▶ [WHAT IS REQUIRED]
Gather all lines in the records below that include the word "React".

▶ [DATASET ENTRIES]
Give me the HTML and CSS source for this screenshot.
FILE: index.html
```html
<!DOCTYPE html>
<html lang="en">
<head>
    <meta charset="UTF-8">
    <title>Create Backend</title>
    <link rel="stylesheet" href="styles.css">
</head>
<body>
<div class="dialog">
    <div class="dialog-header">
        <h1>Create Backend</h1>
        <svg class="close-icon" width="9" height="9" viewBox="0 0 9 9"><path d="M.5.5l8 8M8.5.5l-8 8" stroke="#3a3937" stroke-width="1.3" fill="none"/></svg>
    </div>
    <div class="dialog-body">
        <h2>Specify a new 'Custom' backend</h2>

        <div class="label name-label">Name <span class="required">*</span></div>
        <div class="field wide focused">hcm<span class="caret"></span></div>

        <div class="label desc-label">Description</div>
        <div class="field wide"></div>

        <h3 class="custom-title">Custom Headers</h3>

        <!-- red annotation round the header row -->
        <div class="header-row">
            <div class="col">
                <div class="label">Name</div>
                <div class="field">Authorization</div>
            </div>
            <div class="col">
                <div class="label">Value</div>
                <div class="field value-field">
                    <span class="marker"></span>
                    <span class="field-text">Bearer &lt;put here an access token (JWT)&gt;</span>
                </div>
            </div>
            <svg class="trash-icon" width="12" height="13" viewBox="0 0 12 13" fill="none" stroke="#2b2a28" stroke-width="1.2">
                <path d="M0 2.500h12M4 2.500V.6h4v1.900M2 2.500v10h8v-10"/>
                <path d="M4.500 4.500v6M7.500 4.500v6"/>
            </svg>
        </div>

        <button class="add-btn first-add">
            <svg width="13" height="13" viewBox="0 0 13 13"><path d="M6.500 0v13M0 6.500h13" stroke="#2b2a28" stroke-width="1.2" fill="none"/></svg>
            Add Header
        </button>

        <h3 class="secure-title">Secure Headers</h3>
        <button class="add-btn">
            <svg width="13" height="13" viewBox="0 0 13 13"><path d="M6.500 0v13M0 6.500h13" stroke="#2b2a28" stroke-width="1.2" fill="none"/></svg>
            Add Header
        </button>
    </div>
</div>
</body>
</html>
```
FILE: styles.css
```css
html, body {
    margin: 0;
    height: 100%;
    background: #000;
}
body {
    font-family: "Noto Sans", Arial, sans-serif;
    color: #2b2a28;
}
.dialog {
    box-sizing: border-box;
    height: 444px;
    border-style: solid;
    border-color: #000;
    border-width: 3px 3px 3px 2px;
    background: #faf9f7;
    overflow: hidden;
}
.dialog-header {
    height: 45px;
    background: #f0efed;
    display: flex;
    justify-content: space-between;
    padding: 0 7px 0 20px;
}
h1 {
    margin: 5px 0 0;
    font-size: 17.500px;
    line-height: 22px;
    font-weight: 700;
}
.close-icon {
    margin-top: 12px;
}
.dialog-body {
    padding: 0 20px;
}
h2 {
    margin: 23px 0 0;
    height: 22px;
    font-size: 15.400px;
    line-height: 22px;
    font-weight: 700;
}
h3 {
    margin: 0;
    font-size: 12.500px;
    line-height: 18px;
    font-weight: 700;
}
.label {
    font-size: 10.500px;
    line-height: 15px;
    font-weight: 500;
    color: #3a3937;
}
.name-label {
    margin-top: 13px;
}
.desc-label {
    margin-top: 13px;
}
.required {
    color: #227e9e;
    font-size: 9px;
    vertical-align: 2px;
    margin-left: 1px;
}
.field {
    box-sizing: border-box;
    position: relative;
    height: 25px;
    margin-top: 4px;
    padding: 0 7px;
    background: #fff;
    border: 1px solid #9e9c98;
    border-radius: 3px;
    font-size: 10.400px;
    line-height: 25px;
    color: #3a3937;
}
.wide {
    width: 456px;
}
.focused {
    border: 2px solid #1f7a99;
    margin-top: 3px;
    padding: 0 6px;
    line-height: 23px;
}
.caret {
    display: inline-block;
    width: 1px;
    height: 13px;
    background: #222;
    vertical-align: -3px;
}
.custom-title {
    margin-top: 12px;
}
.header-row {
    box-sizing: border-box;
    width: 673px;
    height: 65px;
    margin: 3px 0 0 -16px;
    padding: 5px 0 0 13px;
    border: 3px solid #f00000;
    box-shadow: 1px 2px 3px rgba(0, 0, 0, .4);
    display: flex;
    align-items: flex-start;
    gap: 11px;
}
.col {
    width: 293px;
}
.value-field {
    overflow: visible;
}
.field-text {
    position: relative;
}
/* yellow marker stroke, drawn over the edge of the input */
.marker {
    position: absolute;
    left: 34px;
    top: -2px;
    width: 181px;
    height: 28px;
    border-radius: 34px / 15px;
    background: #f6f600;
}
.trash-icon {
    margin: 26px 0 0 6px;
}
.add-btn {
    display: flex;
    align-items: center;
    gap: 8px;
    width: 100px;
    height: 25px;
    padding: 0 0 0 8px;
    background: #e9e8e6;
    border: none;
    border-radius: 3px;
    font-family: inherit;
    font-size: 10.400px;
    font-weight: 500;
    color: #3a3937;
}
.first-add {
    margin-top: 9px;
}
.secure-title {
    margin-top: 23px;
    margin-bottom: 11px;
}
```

...

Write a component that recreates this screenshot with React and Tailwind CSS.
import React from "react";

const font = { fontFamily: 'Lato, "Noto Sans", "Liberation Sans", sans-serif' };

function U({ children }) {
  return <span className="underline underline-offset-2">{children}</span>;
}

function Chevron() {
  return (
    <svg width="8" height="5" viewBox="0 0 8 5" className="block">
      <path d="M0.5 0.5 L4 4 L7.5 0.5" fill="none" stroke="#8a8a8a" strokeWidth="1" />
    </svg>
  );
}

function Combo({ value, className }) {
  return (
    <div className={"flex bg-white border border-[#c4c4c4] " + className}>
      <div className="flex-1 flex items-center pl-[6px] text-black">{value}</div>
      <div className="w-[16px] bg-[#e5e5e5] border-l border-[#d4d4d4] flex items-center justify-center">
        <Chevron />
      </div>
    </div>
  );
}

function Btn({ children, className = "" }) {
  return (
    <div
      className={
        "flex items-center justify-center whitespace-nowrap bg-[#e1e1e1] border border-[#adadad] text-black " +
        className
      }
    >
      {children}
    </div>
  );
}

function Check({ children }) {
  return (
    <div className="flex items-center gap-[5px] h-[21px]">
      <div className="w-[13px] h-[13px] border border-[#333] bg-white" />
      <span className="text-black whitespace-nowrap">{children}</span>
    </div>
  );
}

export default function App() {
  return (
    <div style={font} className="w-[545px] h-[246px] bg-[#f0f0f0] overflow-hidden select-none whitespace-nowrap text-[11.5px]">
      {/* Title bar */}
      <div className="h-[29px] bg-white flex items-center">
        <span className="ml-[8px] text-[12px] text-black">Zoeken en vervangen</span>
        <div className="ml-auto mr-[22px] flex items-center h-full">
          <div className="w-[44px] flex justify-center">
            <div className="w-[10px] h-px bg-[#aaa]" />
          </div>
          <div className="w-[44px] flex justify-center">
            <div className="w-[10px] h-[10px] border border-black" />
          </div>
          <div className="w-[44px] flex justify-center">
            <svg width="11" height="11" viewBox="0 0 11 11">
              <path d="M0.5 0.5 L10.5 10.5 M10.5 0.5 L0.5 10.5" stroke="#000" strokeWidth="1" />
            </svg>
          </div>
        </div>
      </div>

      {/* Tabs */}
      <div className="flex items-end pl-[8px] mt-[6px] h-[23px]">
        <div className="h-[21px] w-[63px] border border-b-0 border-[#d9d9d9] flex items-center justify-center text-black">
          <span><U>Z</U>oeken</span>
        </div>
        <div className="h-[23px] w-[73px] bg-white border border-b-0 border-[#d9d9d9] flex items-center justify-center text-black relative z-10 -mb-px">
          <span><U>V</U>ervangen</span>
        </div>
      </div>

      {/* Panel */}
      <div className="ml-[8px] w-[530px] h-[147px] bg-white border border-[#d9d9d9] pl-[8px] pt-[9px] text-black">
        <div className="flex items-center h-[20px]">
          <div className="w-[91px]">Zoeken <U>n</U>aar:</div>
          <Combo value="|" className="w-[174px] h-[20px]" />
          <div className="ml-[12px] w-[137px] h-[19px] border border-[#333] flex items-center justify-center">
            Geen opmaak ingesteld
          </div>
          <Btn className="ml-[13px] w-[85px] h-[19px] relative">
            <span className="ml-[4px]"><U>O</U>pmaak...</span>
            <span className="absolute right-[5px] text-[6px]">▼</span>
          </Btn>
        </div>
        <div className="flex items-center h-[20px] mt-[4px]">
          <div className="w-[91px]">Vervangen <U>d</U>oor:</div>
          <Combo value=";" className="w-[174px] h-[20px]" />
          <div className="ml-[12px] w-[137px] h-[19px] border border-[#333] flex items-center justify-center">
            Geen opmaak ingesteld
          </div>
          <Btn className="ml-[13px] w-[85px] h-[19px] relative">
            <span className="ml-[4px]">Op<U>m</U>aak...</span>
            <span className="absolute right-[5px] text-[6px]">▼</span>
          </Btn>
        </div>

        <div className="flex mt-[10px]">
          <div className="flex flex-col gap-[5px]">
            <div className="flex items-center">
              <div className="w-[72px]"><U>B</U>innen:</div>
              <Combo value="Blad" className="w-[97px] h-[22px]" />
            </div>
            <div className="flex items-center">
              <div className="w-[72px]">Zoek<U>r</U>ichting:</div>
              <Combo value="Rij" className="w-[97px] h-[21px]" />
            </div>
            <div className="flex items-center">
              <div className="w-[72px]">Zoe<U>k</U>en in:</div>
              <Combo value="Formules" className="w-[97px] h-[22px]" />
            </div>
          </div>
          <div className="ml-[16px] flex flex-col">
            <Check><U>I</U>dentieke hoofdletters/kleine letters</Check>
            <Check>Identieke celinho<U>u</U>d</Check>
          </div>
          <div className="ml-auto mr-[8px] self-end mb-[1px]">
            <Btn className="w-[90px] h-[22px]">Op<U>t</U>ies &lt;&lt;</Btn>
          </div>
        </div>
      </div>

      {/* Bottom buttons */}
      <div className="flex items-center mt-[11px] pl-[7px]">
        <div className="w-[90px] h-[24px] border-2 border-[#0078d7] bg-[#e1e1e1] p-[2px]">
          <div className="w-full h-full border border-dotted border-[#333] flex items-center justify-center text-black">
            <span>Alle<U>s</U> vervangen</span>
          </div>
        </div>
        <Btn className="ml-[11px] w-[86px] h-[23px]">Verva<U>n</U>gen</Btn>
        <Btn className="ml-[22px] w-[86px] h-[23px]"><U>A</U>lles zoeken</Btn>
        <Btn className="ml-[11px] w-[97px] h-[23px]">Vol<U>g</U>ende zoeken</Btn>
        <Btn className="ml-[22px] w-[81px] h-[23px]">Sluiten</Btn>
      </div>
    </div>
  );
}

▶ [SOLUTION BELOW]
Write a component that recreates this screenshot with React and Tailwind CSS.
import React from "react";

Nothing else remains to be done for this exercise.